November 5, 2018 - While it has been known for some time that coal production, particularly in southern West Virginia, had bounced slightly back in 2017, the United States Energy Information recently releasedits in-depth 2017 Annual Coal Report which offered further details to that bounce back.


According to the report, the five coal-producing counties in the Register-Herald distribution area —Fayette, Greenbrier, Nicholas, Raleigh and Wyoming — were home to 46 mines which produced nearly 15.6 million short tons of coal in 2017.


Expanded across all of the southern portions of the state, those figures expanded to 125 mines which produced over 46 million short tons of coal, which was a 27.1 percent increase in production from the year prior.


In detail, Raleigh County had seven underground mines in 2017 which produced over 3.9 million short tons and 13 surface mines which produced over 6.1 million short tons of coal.


Wyoming County had six underground coal mines which produced over 3.3 million short tons of coal and eight surface mines which produced over 1.6 million short tons of coal.


Combined, Raleigh and Wyoming counties produced over 11.1 million short tons of coal, or approximately 24 percent of the total haul for the southern portion of the state.


In 2017, there were three underground mines in Fayette County which produced nearly 1.3 million short tons of coal along with five surface mines which produced over 1.8 million short tons of coal.


Greenbrier County was home to one underground operation in 2017 which produced 125,000 short tons of coal along with nine surface operations which produced 665,000 short tons of coal.


Nicholas County's sole operation, an underground mine, produced 517,000 short tons of coal.


The increase in production was paralleled by an increase in mining employment in southern West Virginia.


In 2017, average mine employees grew by 14.4 percent in the state from 11,561 to 13,222 with that growth really seen in the southern portion of the state.


Average mine employment in the southern portion of the state went from 7,413 in 2016 to 8,976 in 2017, a growth rate of 21.1 percent.

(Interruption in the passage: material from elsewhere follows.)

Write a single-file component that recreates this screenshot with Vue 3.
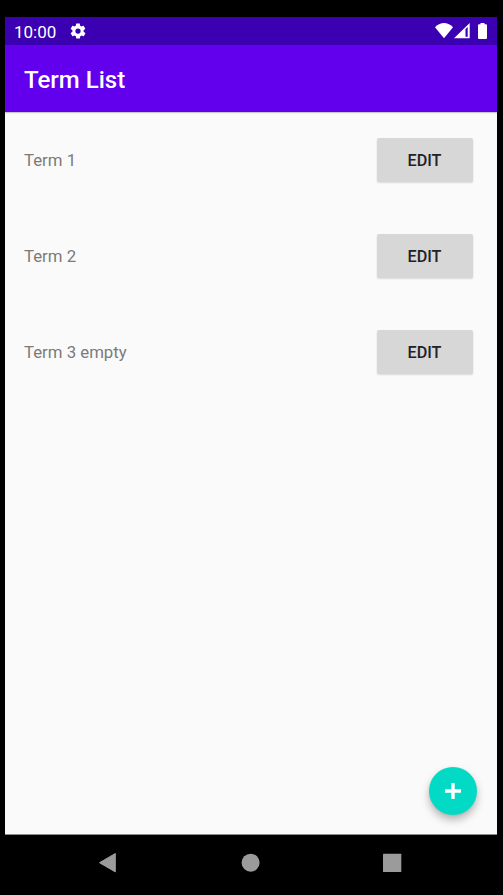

Another category which saw tremendous growth over the year was recoverable coal reserves at producing mines, a statistic that outlines the amount of coal that can be recovered from active mines.


While the national figure decreased by five percent, recoverable coal reserves in southern West Virginia grew by 42.2 percent from 680 million short tons to 967 million short tons of coal.


That same figure declined by 1.7 percent in the northern part of the state.


While the vast majority of coal mined in the United States is destined for energy consumption, southern West Virginia's supply of coal is nearly split in half between nonmetallurgical coal and metallurgical coal.


According to the data, the southern portion of the state produced over 21.4 million short tons of metallurgical coal in 2017, with over 54 percent of that coal destined for domestic use and the remaining destined for exports.


While production was up in the Mountain State, which continues to mine the second most coal in the nation, that production pales in comparison to mines in Wyoming.


At one mining location, the North Antelope Rochelle Mine in eastern Wyoming, miners hauled away nearly 101.6 million short tons of coal in 2017, nearly nine million more tons than the entire state of West Virginia and more than 13 percent of the nation's total coal production.

 

The most productive underground mine in the nation was the MC Number One in Illinois, which mined over 12.8 million short tons of coal in 2017.